3. Das Bild entstand bei einer Tagung des Deutschen Schutzbundes am 05/06.06.1922 in Marienburg. Die Schutz- und Heimatvereine setzten ihre propagandistische Arbeit fort. Ihr erklärtes Ziel war es, das Deutschtum zu festigen - was so viel hieß, wie alle polnischen Einflüsse zu unterdrücken. (Archiv der Martin-Opitz Bibliothek, ADMA 13066 Fasc. 5)
4. Die Feierlichkeiten zum Abstimmungsjubiläum 1922 mit Blick auf die Marienburg. (Archiv der Martin-Opitz-Bibliothek, ADMA 13066 Fasc. 7)
6. Feierliche Grundsteinlegung des Tannenbergdenkmals am 31. August 1924. (Archiv der Martin-Opitz-Bibliothek, ADMA 13068 Fasc. 8)
8. 30.08.1924: Paul von Hindenburg besucht Alleinstein. Um den seit seinem Sieg gegen die russische Armee 1914 als "Befreier von Ostpreußen" gefeierten General entstand ein Heldenkult. (Archiv der Martin-Opitz-Bibliothek, ADMA 13068 Fasc. 8)

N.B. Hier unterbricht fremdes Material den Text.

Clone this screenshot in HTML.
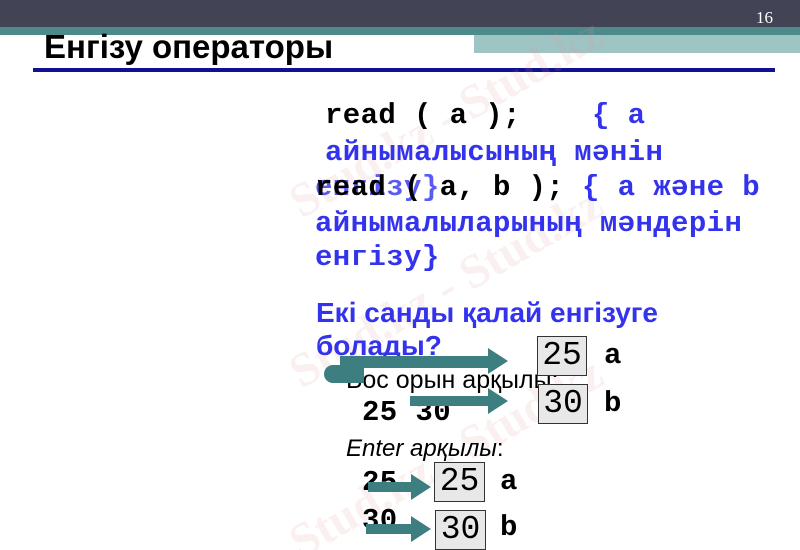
<!DOCTYPE html>
<html><head><meta charset="utf-8"><style>
*{margin:0;padding:0}
html,body{width:800px;height:550px;overflow:hidden}
body{position:relative;background:#fff;font-family:"Liberation Sans",sans-serif}
.a{position:absolute;white-space:pre}
.m{font-family:"Liberation Mono",monospace;font-weight:bold;font-size:29px;letter-spacing:0.4px;line-height:30px}
.bl{color:#3333ee}
.box{position:absolute;border:1px solid #333;background:#e8e8e8;font-family:"Liberation Mono",monospace;font-size:33px;line-height:38px;text-align:center;color:#000}
.wm{position:absolute;color:rgba(230,150,150,.14);font-family:"Liberation Serif",serif;font-weight:bold;font-size:48px;transform:rotate(-30deg);white-space:nowrap}
.arr{position:absolute;height:10px;background:#3d7f80}
.arr:after{content:"";position:absolute;right:-18px;top:-8px;border-left:20px solid #3d7f80;border-top:13px solid transparent;border-bottom:13px solid transparent}
</style></head><body>
<div class="a" style="left:0;top:0;width:800px;height:28px;background:#424355"></div>
<div class="a" style="left:0;top:27px;width:800px;height:8px;background:#4c8a8c"></div>
<div class="a" style="left:474px;top:35px;width:326px;height:18px;background:#9fc4c4"></div>
<div class="a" style="left:756px;top:8px;font-family:'Liberation Serif',serif;font-size:17px;color:#fff">16</div>
<div class="a" style="left:44px;top:28px;font-size:33px;font-weight:bold;color:#000">Енгізу операторы</div>
<div class="a" style="left:33px;top:68px;width:742px;height:4px;background:#101090"></div>

<div class="wm" style="left:270px;top:90px">Stud.kz - Stud.kz</div>
<div class="wm" style="left:270px;top:260px">Stud.kz - Stud.kz</div>
<div class="wm" style="left:270px;top:430px">Stud.kz - Stud.kz</div>

<div class="a m" style="left:325px;top:101px">read ( a );    <span class="bl">{ a</span></div>
<div class="a m bl" style="left:325px;top:138px">айнымалысының мәнін</div>
<div class="a m bl" style="left:315px;top:173px;opacity:.8">енгізу}</div>
<div class="a m" style="left:315px;top:173px">read ( a, b ); <span class="bl">{ a және b</span></div>
<div class="a m bl" style="left:315px;top:209px">айнымалыларының мәндерін</div>
<div class="a m bl" style="left:315px;top:243px">енгізу}</div>

<div class="a" style="left:316px;top:296px;font-size:28px;font-weight:bold;color:#3333ee;line-height:33px">Екі санды қалай енгізуге<br>болады?</div>
<div class="a" style="left:346px;top:366px;font-size:25px;color:#000">Бос орын арқылы:</div>
<div class="a m" style="left:362px;top:398px">25 30</div>
<div class="a" style="left:346px;top:435px;font-size:24px;font-style:italic;color:#000">Enter арқылы<span style="font-style:normal">:</span></div>
<div class="a m" style="left:362px;top:468px">25</div>
<div class="a m" style="left:362px;top:506px">30</div>

<div class="a" style="left:324px;top:365px;width:40px;height:18px;background:#3d7f80;border-radius:20px 0 0 20px"></div>
<div class="arr" style="left:340px;top:356px;width:150px;height:12px"></div>
<div class="arr" style="left:410px;top:396px;width:80px"></div>
<div class="arr" style="left:368px;top:482px;width:45px"></div>
<div class="arr" style="left:366px;top:524px;width:47px"></div>

<div class="box" style="left:537px;top:336px;width:48px;height:38px">25</div>
<div class="a m" style="left:604px;top:341px">a</div>
<div class="box" style="left:538px;top:384px;width:48px;height:38px">30</div>
<div class="a m" style="left:604px;top:389px">b</div>
<div class="box" style="left:434px;top:462px;width:49px;height:38px">25</div>
<div class="a m" style="left:500px;top:467px">a</div>
<div class="box" style="left:435px;top:510px;width:49px;height:38px">30</div>
<div class="a m" style="left:500px;top:513px">b</div>
</body></html>
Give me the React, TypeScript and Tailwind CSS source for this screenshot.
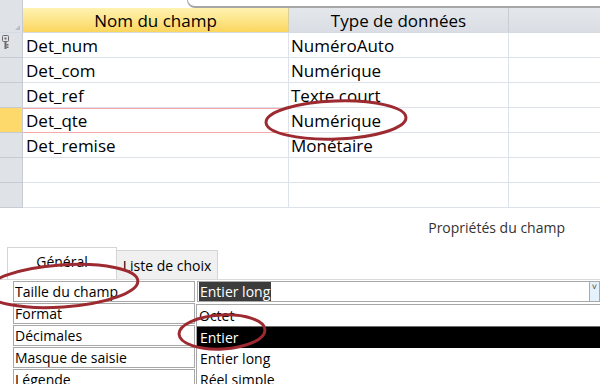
import React from "react";

const rows = [
  { name: "Det_num", type: "NuméroAuto", key: true },
  { name: "Det_com", type: "Numérique" },
  { name: "Det_ref", type: "Texte court" },
  { name: "Det_qte", type: "Numérique", current: true },
  { name: "Det_remise", type: "Monétaire" },
  { name: "", type: "" },
  { name: "", type: "" },
];

const props = ["Taille du champ", "Format", "Décimales", "Masque de saisie", "Légende"];

function KeyIcon() {
  return (
    <svg width="7" height="14" viewBox="0 0 7 14" className="ml-[2px]">
      <rect x="0.5" y="0.5" width="6" height="6" rx="1" fill="none" stroke="#6b6b6b" />
      <rect x="2.5" y="2.5" width="2" height="2" fill="#6b6b6b" />
      <rect x="2.5" y="7" width="2" height="7" fill="#6b6b6b" />
      <rect x="4.5" y="9" width="2" height="1.5" fill="#6b6b6b" />
      <rect x="4.5" y="11.5" width="2" height="1.5" fill="#6b6b6b" />
    </svg>
  );
}

export default function App() {
  return (
    <div className="relative h-[384px] w-[600px] overflow-hidden bg-white font-['Open_Sans',sans-serif] text-black">
      {/* top strip */}
      <div className="flex h-[8px]">
        <div className="w-[23px] border-r border-[#c8ccd2] bg-[#dfe3e8]" />
        <div className="w-[164px]" />
        <div className="flex-1 rounded-bl-[10px] border-b-2 border-l border-[#a6a6a6]" />
      </div>

      {/* header */}
      <div className="flex h-[25px] border-b border-[#d6dbe2]">
        <div className="relative w-[23px] border-r border-[#c8ccd2] bg-[#dfe3e8]">
          <div className="absolute right-[2px] bottom-[2px] h-0 w-0 border-b-[5px] border-l-[5px] border-b-[#b9bec5] border-l-transparent" />
        </div>
        <div className="flex w-[266px] items-center justify-center border-r border-[#d9cf9c] bg-gradient-to-b from-[#fff3b0] to-[#fbd65c] text-[17px] leading-none">
          Nom du champ
        </div>
        <div className="flex w-[220px] items-center justify-center border-r border-[#c9cdd3] bg-gradient-to-b from-[#e4e7eb] to-[#dadee4] text-[17px] leading-none">
          Type de données
        </div>
        <div className="flex-1 bg-gradient-to-b from-[#e4e7eb] to-[#dadee4]" />
      </div>

      {/* rows */}
      {rows.map((r, i) => (
        <div key={i} className="flex h-[25px]">
          <div
            className={`flex w-[23px] items-start border-r border-b border-[#c8ccd2] pt-[2px] ${
              r.current ? "bg-[#fcd96a]" : "bg-[#dfe3e8]"
            }`}
          >
            {r.key && <KeyIcon />}
          </div>
          <div
            className={`flex w-[266px] items-center border-r pl-[3px] text-[17px] leading-none ${
              r.current ? "border-y border-y-[#f6a7a7] border-r-[#dce1ea]" : "border-b border-[#dce1ea]"
            }`}
          >
            {r.name}
          </div>
          <div className="flex w-[220px] items-center border-r border-b border-[#dce1ea] pl-[2px] text-[17px] leading-none">
            {r.type}
          </div>
          <div className="flex-1 border-b border-[#dce1ea]" />
        </div>
      ))}

      {/* properties title */}
      <div className="flex h-[40px] items-center justify-end pr-[35px] text-[14px] leading-none text-[#333]">
        Propriétés du champ
      </div>

      {/* tabs */}
      <div className="flex h-[32px] items-end border-b border-[#dadada] pl-[7px]">
        <div className="flex h-[32px] w-[110px] items-start justify-center border border-b-0 border-[#d4d4d4] bg-white pt-[7px] text-[14px] leading-none">
          Général
        </div>
        <div className="flex h-[29px] w-[101px] items-center justify-center border border-l-0 border-b-0 border-[#d4d4d4] bg-[#f0f0f0] pt-[2px] text-[14px] leading-none">
          Liste de choix
        </div>
      </div>

      {/* property grid */}
      <div className="flex flex-col gap-[1px] pt-[1px]">
        {props.map((p, i) => (
          <div key={p} className="flex h-[21px]">
            <div className="ml-[13px] flex w-[182px] items-center border border-[#a8a8a8] pl-[1px] text-[14px] leading-none">
              {p}
            </div>
            {i === 0 ? (
              <div className="ml-[2px] flex flex-1 items-center border border-[#a8a8a8] pl-[1px]">
                <span className="bg-[#3c3c3c] px-[1px] text-[14px] leading-[19px] text-white">Entier long</span>
                <div className="ml-auto flex h-full w-[10px] items-start justify-center border-l border-[#7eb4ea] bg-[#e5f1fb] text-[9px] leading-[10px] text-[#444]">
                  ˅
                </div>
              </div>
            ) : (
              <div className="ml-[2px] flex-1" />
            )}
          </div>
        ))}
      </div>

      {/* dropdown list overlay */}
      <div className="absolute top-[304px] left-[196px] w-[404px] border-t border-l border-[#a8a8a8] bg-white text-[14px] leading-none">
        <div className="flex h-[21px] items-center pl-[2px]">Octet</div>
        <div className="flex h-[22px] items-center border-t border-[#6e6e6e] bg-black pl-[3px] text-white">Entier</div>
        <div className="flex h-[21px] items-center pl-[3px]">Entier long</div>
        <div className="flex h-[21px] items-center pl-[3px]">Réel simple</div>
      </div>

      {/* red annotation ellipses */}
      <svg className="pointer-events-none absolute inset-0" width="600" height="384" viewBox="0 0 600 384">
        <g fill="none" stroke="#9c2a30" strokeWidth="3">
          <ellipse cx="336" cy="120" rx="70" ry="19" transform="rotate(-2 336 120)" />
          <ellipse cx="62" cy="286" rx="76" ry="21" transform="rotate(-4 62 286)" />
          <ellipse cx="222" cy="332" rx="43" ry="17" transform="rotate(-3 222 332)" />
        </g>
      </svg>
    </div>
  );
}
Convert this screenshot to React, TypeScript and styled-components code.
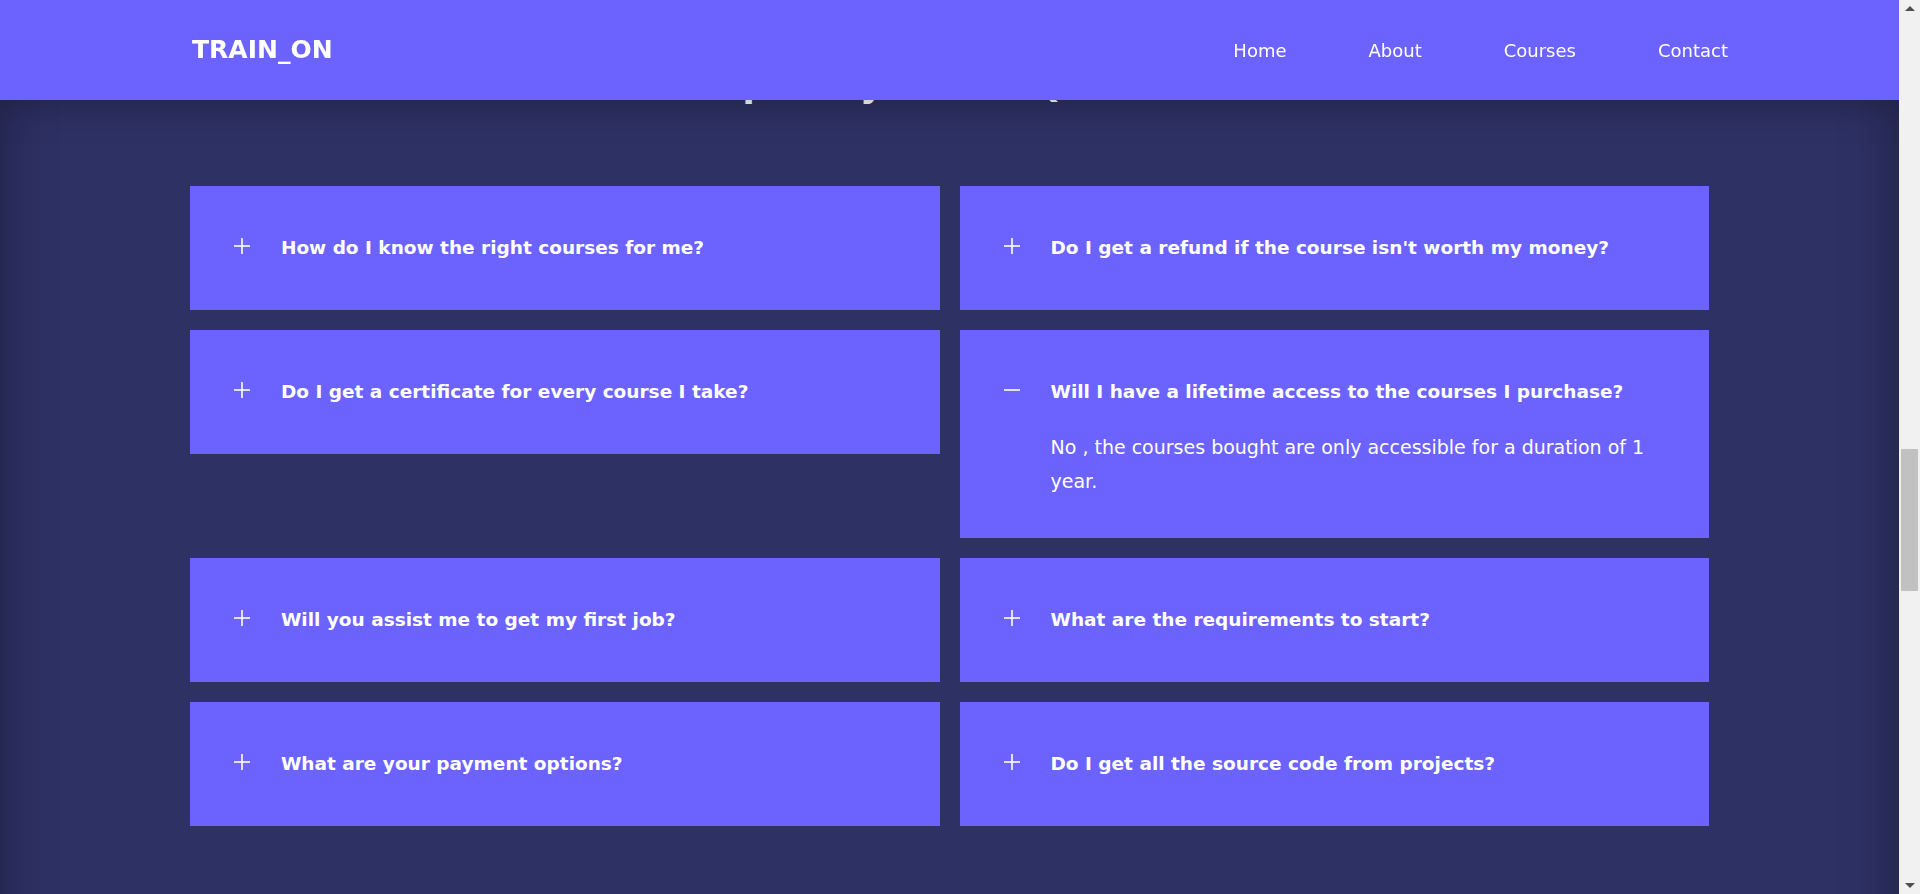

5. Osterode Ostpreussen, Himmelfahrt 25. Mai 1922: Begrüßung Paul von Hindenburgs durch den Ostdeutschen Heimatdienst; Kreisleitung Osterode und H.V. Osterode. (Archiv der Martin-Opitz-Bibliothek, ADMA 13068 Fasc. 8)
7. 31.08.1924: Die Feldherren versammlen sich in Allenstein zur Grundsteinlegung des Nationaldenkmals in Hohenstein. Im Vordergrund steht Paul von Hindenburg, rechts hinter ihm General Erich von Ludendorff. (Archiv der Martin-Opitz-Bibliothek, ADMA 13068 Fasc. 8)
9. Postkarte "Befreier von Ostpreußen" (Archiv der Martin-Opitz-Bibliothek; ADGA A 10.066, Mappe 1)
10. Nachdem ein deutscher Stimmberechtigter seine Stimme in Allenstein abgegeben hatte und in seine Heimatstadt Bromberg zurückgekehrt war, die nun zu Polen gehörte und fortan Bydgoszcz heißen sollte, erhielt er einen Strafbefehl, da er wegen antipolnischer Aktivitäten aufgefallen sei. (Archiv der Martin-Opitz-Bibliothek, ADMA 13066 Fasc. 7)

Die Deutschen, welche das Schicksal hatten, nach dem Diktat der neuen Grenzen außerhalb der Weimarer Republik oder Österreich zu leben, als Minderheit in ihrer alten Heimat, die ihnen nun zunehmend fremd werden sollte, konnten sich nicht über den Frieden freuen. Gerade im Osten endete der Krieg nicht 1918 – die Konflikte dauerten an. Die deutschen Minderheiten sahen sich nun verstärkten Anfeindungen durch ihre Nachbarn ausgesetzt, ob im Posener Land, Westpreußen oder auch Ostoberschlesien. Vorher waren es Polen und Tschechien, welche unter deutscher Herrschaft lebten, nun hatten die Rollen sich vertauscht. Es entlud sich ein über Jahrzehnte der Unterdrückung angestauter Hass.
Allein in Polen rechneten sich 32% der Bevölkerung zu einer nationalen Minderheit, in der Tschechoslowakei sogar 37%.(16) Der so geschaffene Friede sollte nicht von Dauer sein und nach etwas mehr als einem Jahrzehnt der Klassenkämpfe und Minderheitenkonflikte schließlich den Nationalsozialisten zur Macht verhelfen.